Written request:
Only the number is wanted: tally the lines below that contain the word "React".

Given material:
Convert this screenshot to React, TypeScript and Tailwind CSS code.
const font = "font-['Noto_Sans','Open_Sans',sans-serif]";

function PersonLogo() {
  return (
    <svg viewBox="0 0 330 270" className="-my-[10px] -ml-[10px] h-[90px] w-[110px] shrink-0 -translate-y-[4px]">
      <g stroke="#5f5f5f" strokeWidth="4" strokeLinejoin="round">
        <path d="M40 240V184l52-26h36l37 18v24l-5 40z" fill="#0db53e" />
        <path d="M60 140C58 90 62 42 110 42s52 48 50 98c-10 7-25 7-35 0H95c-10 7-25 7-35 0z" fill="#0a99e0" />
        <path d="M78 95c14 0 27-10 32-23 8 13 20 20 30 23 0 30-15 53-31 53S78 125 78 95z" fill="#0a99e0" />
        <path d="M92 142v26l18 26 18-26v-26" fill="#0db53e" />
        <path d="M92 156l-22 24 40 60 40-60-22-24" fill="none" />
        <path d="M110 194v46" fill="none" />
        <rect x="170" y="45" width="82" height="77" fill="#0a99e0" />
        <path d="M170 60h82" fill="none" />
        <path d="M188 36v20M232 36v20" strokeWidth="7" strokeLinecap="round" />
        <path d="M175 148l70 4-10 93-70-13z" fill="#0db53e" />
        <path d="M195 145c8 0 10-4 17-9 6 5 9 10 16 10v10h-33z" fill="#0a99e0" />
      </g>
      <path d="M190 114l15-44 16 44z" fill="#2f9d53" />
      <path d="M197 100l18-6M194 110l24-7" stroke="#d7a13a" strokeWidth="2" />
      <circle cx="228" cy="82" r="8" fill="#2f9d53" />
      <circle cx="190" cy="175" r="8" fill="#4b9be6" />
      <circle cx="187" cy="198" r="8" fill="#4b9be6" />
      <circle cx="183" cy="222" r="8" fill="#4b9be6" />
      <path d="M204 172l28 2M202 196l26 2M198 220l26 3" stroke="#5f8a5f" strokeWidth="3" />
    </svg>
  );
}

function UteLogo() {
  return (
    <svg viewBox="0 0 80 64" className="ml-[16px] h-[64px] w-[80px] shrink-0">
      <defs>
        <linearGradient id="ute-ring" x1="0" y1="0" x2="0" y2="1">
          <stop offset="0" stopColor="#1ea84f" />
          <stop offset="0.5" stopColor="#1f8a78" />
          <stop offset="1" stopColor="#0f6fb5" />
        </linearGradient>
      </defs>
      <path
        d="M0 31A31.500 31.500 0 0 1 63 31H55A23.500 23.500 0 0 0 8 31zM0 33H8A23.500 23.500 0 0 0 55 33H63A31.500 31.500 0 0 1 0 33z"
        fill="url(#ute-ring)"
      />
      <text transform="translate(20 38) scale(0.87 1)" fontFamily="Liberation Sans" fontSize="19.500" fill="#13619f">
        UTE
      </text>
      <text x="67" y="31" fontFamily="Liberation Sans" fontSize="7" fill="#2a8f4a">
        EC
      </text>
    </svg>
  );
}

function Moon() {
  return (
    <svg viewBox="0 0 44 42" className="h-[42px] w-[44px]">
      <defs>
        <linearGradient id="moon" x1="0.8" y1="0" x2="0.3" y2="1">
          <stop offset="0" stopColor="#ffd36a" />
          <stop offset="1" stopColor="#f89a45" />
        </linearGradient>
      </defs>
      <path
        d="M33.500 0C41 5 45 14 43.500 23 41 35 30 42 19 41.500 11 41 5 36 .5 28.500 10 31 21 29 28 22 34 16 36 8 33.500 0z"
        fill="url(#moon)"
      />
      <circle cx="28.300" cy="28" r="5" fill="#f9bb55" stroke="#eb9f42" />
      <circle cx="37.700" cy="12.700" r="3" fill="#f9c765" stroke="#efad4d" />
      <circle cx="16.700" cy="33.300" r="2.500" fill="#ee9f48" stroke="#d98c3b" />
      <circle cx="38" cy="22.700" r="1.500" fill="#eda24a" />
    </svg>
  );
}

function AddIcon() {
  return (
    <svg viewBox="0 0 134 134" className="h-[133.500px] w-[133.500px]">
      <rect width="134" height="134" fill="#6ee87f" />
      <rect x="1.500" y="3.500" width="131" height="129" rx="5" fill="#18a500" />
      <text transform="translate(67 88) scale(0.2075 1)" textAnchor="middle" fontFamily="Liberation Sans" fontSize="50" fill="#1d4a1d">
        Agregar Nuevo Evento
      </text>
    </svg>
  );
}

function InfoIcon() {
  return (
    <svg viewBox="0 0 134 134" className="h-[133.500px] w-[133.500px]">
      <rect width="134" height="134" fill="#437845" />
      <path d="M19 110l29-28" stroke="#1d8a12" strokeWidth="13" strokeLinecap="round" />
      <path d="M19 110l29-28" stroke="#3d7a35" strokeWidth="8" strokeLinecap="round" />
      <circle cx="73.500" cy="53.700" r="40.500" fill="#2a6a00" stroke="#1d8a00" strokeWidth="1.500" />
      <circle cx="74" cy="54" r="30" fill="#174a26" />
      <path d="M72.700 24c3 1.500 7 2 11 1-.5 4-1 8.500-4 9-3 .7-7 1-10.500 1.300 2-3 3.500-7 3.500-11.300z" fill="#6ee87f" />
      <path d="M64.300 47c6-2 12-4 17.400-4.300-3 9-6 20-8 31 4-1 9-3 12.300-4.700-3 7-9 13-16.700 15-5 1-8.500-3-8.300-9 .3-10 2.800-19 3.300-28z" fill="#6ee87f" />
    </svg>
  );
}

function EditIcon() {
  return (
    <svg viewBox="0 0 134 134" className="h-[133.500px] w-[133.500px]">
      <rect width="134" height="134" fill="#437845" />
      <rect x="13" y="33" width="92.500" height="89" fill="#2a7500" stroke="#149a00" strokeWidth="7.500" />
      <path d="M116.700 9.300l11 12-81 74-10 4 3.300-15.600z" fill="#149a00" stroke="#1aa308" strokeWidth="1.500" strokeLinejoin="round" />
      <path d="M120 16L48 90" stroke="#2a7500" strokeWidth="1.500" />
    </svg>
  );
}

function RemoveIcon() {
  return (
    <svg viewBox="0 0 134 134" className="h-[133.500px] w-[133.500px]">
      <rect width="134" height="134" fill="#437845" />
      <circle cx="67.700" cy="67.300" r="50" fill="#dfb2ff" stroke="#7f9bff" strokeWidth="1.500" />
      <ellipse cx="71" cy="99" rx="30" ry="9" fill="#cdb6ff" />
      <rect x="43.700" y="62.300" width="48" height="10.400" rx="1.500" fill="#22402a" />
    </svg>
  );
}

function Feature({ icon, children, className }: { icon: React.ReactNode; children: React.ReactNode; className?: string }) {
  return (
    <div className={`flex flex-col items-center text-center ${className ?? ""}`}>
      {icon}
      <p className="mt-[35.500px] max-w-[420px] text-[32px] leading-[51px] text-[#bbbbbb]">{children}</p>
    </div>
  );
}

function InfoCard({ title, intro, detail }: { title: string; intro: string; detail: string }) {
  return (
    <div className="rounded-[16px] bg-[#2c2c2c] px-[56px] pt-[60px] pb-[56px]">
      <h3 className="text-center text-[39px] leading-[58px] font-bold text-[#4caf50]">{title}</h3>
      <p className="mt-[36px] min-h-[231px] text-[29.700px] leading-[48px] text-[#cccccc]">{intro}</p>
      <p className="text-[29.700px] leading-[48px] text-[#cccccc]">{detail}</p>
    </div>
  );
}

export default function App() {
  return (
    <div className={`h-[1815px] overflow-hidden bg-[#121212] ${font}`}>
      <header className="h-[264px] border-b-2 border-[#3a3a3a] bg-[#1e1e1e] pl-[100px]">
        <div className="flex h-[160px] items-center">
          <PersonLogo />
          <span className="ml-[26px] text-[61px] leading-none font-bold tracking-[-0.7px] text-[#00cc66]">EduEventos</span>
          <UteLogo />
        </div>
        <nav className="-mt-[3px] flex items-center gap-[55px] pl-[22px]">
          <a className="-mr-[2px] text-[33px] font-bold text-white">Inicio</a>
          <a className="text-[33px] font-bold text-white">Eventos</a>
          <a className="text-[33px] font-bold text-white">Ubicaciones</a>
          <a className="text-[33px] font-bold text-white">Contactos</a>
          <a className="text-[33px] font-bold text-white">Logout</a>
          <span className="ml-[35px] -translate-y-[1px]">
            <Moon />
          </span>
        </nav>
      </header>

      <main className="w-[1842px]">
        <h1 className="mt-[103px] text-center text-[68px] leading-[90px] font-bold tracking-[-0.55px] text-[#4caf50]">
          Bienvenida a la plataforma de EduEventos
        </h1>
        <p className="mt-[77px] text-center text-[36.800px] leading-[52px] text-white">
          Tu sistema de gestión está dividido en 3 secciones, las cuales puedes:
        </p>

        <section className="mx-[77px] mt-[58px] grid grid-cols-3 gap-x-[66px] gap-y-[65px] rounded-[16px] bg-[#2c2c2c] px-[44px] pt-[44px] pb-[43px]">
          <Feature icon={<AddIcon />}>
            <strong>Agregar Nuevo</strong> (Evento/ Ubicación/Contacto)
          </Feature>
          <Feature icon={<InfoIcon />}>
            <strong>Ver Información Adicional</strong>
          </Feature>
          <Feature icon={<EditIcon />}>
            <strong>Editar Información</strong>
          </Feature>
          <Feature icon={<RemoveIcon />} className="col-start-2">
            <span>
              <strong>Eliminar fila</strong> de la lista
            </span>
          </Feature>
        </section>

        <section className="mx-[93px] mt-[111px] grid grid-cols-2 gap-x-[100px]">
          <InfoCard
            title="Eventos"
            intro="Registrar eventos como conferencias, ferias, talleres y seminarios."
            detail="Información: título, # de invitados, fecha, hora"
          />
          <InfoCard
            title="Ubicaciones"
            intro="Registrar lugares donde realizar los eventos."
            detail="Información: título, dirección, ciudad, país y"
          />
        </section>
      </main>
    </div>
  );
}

Solution to the exercise:
2